Successivamente, considerato che il produttore della farina incriminata riforniva anche altri forni del comprensorio, gli ispettori d’igiene hanno effettuato altri controlli nelle varie attività riscontrando in alcune  gli stessi problemi.

Nota
(*) Nel caso specifico era stata accertata la presenza del bacillo “Mesentericus vulgaris” che causa il cosiddetto “pane filante”. Il “pane filante” è una delle alterazioni del pane, originata dalla lievitazione di alcuni bacilli sporigeni, tra i quali, appunto,  il Mesentericus vulgaris. Tale bacillo deriva dal frumento troppo umido o da lieviti. Le spore prodotte dal bacillo sono resistenti a temperature anche molto elevate (oltre i 100°C) e per questo motivo il pane, soprattutto se non viene cotto sufficientemente, presenta una mollica dall’aspetto viscido e filante. Quando si verifica la produzione di “pane filante”, si è già in presenza di un inquinamento ambientale e delle attrezzature.

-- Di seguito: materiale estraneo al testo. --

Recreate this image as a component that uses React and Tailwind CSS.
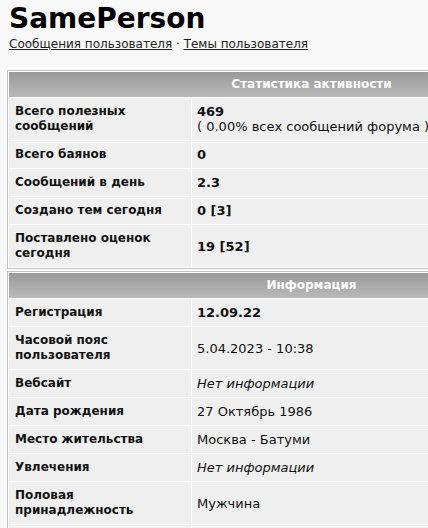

Quanto sopra descritto, anche se riportato come  aneddoto, evidenzia quanto sia importante un controllo continuo delle attività alimentari e la presenza capillare sul territorio! 
 
Non si capisce, quindi, come si possa scegliere, da parte delle ASL ma anche della dirigenza regionale della sanità di tutte le regioni italiane, di ignorare questa problematica, di vitale importanza per la salute dei consumatori (e per le casse del sistema sanitario nazionale), facendo finta di non accorgersi che per come sono ridotte le nostre ASL, è ormai materialmente impossibile tutelare i consumatori con l’esiguo personale alle proprie dipendenze, ostacolando, più o meno velatamente, attraverso discutibili interpretazioni della norma, che come spiegato non hanno peraltro alcun fondamento giuridico, chi da decenni ha garantito e garantisce, con una costante presenza sul territorio, la salute e la sicurezza dei consumatori.